** WRITTEN INSTRUCTION **
All of the material should be reproduced exactly, with pictures left out.

## Begin

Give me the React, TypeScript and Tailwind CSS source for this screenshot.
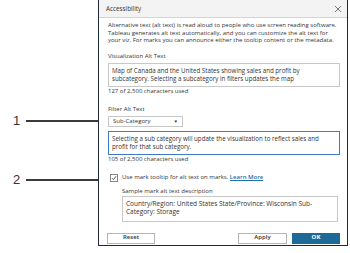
import React from 'react';

const font = { fontFamily: '"Open Sans", "Liberation Sans", sans-serif' };

const Callout = ({ n, className }: { n: string; className: string }) => (
  <div className={`flex items-center ${className}`}>
    <span className="w-[26px] pl-[13px] text-[13px] leading-none text-[#333]" style={{ fontFamily: '"Liberation Sans", sans-serif' }}>
      {n}
    </span>
    <div className="h-[2px] flex-1 bg-[#3a3a3a]" />
  </div>
);

const App = () => {
  return (
    <div className="flex h-[253px] w-[350px] bg-white text-[#333]" style={font}>
      <div className="flex w-[98px] shrink-0 flex-col">
        <Callout n="1" className="mt-[114px]" />
        <Callout n="2" className="mt-[46px]" />
      </div>

      <div className="flex h-[246px] w-[250px] shrink-0 flex-col overflow-hidden border-x border-b border-[#1e2a3a] bg-white text-[6px] leading-[7.5px]">
        <div className="flex h-[18px] shrink-0 items-center justify-between border-b border-[#d4d4d4] bg-[#f3f3f3] pl-[7px] pr-[5px] text-[#333]">
          <span className="text-[6.3px]">Accessibility</span>
          <svg width="8" height="8" viewBox="0 0 8 8" className="text-[#666]">
            <path d="M1 1 L7 7 M7 1 L1 7" stroke="currentColor" strokeWidth="0.9" />
          </svg>
        </div>

        <div className="flex flex-col pl-[9px] pr-[7px]">
          <p className="mt-[4px]">
            Alternative text (alt text) is read aloud to people who use screen reading software. Tableau generates alt text automatically, and you can customize the alt text for your viz. For marks you can announce either the tooltip content or the metadata.
          </p>

          <p className="mt-[8.5px]">Visualization Alt Text</p>
          <div className="mt-[2px] h-[24px] shrink-0 border border-[#c8c8c8] px-[3px] pt-[3px] text-[6.2px] leading-[8px]">
            Map of Canada and the United States showing sales and profit by subcategory. Selecting a subcategory in filters updates the map
          </div>
          <p className="mt-[1px]">127 of 2,500 characters used</p>

          <p className="mt-[11px]">Filter Alt Text</p>
          <div className="mt-[2.5px] flex h-[11px] w-[75px] shrink-0 items-center justify-between border border-[#c8c8c8] px-[4px]">
            <span>Sub-Category</span>
            <span className="text-[4.5px]">▼</span>
          </div>
          <div className="mt-[4px] h-[24px] shrink-0 border border-[#3e7bc2] px-[3px] pt-[3px] text-[6.2px] leading-[8px]">
            Selecting a sub category will update the visualization to reflect sales and profit for that sub category.
          </div>
          <p className="mt-[1px]">105 of 2,500 characters used</p>

          <div className="mt-[10px] flex h-[8px] items-center gap-[4px] pl-[2px]">
            <div className="flex h-[8px] w-[8px] items-center justify-center border border-[#888] bg-white">
              <svg width="6" height="6" viewBox="0 0 6 6">
                <path d="M1 3.2 L2.4 4.6 L5 1.2" fill="none" stroke="#333" strokeWidth="0.8" />
              </svg>
            </div>
            <span>
              Use mark tooltip for alt text on marks.{' '}
              <span className="font-semibold text-[#1f6fa8] underline">Learn More</span>
            </span>
          </div>

          <div className="ml-[14px] mr-[2px] flex flex-col">
            <p className="mt-[6px]">Sample mark alt text description</p>
            <div className="mt-[0.5px] h-[26px] border border-[#c8c8c8] px-[3px] pt-[3px] text-[6.5px] leading-[8px]">
              Country/Region: United States State/Province: Wisconsin Sub-Category: Storage
            </div>
          </div>

          <div className="mt-[11px] flex items-center">
            <button className="-ml-[1px] h-[11px] w-[48px] border border-[#b5b5b5] bg-white text-[6px] font-semibold text-[#333]">Reset</button>
            <div className="flex-1" />
            <button className="h-[11px] w-[49px] border border-[#b5b5b5] bg-white text-[6px] font-semibold text-[#333]">Apply</button>
            <button className="ml-[5px] h-[11px] w-[48px] bg-[#1d6a98] text-[6px] font-bold text-white">OK</button>
          </div>
        </div>
      </div>
    </div>
  );
};

export default App;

## End

** OUTPUT **
Give me the React, TypeScript and Tailwind CSS source for this screenshot.
import React from 'react';

const font = { fontFamily: '"Open Sans", "Liberation Sans", sans-serif' };

const Callout = ({ n, className }: { n: string; className: string }) => (
  <div className={`flex items-center ${className}`}>
    <span className="w-[26px] pl-[13px] text-[13px] leading-none text-[#333]" style={{ fontFamily: '"Liberation Sans", sans-serif' }}>
      {n}
    </span>
    <div className="h-[2px] flex-1 bg-[#3a3a3a]" />
  </div>
);

const App = () => {
  return (
    <div className="flex h-[253px] w-[350px] bg-white text-[#333]" style={font}>
      <div className="flex w-[98px] shrink-0 flex-col">
        <Callout n="1" className="mt-[114px]" />
        <Callout n="2" className="mt-[46px]" />
      </div>

      <div className="flex h-[246px] w-[250px] shrink-0 flex-col overflow-hidden border-x border-b border-[#1e2a3a] bg-white text-[6px] leading-[7.5px]">
        <div className="flex h-[18px] shrink-0 items-center justify-between border-b border-[#d4d4d4] bg-[#f3f3f3] pl-[7px] pr-[5px] text-[#333]">
          <span className="text-[6.3px]">Accessibility</span>
          <svg width="8" height="8" viewBox="0 0 8 8" className="text-[#666]">
            <path d="M1 1 L7 7 M7 1 L1 7" stroke="currentColor" strokeWidth="0.9" />
          </svg>
        </div>

        <div className="flex flex-col pl-[9px] pr-[7px]">
          <p className="mt-[4px]">
            Alternative text (alt text) is read aloud to people who use screen reading software. Tableau generates alt text automatically, and you can customize the alt text for your viz. For marks you can announce either the tooltip content or the metadata.
          </p>

          <p className="mt-[8.5px]">Visualization Alt Text</p>
          <div className="mt-[2px] h-[24px] shrink-0 border border-[#c8c8c8] px-[3px] pt-[3px] text-[6.2px] leading-[8px]">
            Map of Canada and the United States showing sales and profit by subcategory. Selecting a subcategory in filters updates the map
          </div>
          <p className="mt-[1px]">127 of 2,500 characters used</p>

          <p className="mt-[11px]">Filter Alt Text</p>
          <div className="mt-[2.5px] flex h-[11px] w-[75px] shrink-0 items-center justify-between border border-[#c8c8c8] px-[4px]">
            <span>Sub-Category</span>
            <span className="text-[4.5px]">▼</span>
          </div>
          <div className="mt-[4px] h-[24px] shrink-0 border border-[#3e7bc2] px-[3px] pt-[3px] text-[6.2px] leading-[8px]">
            Selecting a sub category will update the visualization to reflect sales and profit for that sub category.
          </div>
          <p className="mt-[1px]">105 of 2,500 characters used</p>

          <div className="mt-[10px] flex h-[8px] items-center gap-[4px] pl-[2px]">
            <div className="flex h-[8px] w-[8px] items-center justify-center border border-[#888] bg-white">
              <svg width="6" height="6" viewBox="0 0 6 6">
                <path d="M1 3.2 L2.4 4.6 L5 1.2" fill="none" stroke="#333" strokeWidth="0.8" />
              </svg>
            </div>
            <span>
              Use mark tooltip for alt text on marks.{' '}
              <span className="font-semibold text-[#1f6fa8] underline">Learn More</span>
            </span>
          </div>

          <div className="ml-[14px] mr-[2px] flex flex-col">
            <p className="mt-[6px]">Sample mark alt text description</p>
            <div className="mt-[0.5px] h-[26px] border border-[#c8c8c8] px-[3px] pt-[3px] text-[6.5px] leading-[8px]">
              Country/Region: United States State/Province: Wisconsin Sub-Category: Storage
            </div>
          </div>

          <div className="mt-[11px] flex items-center">
            <button className="-ml-[1px] h-[11px] w-[48px] border border-[#b5b5b5] bg-white text-[6px] font-semibold text-[#333]">Reset</button>
            <div className="flex-1" />
            <button className="h-[11px] w-[49px] border border-[#b5b5b5] bg-white text-[6px] font-semibold text-[#333]">Apply</button>
            <button className="ml-[5px] h-[11px] w-[48px] bg-[#1d6a98] text-[6px] font-bold text-white">OK</button>
          </div>
        </div>
      </div>
    </div>
  );
};

export default App;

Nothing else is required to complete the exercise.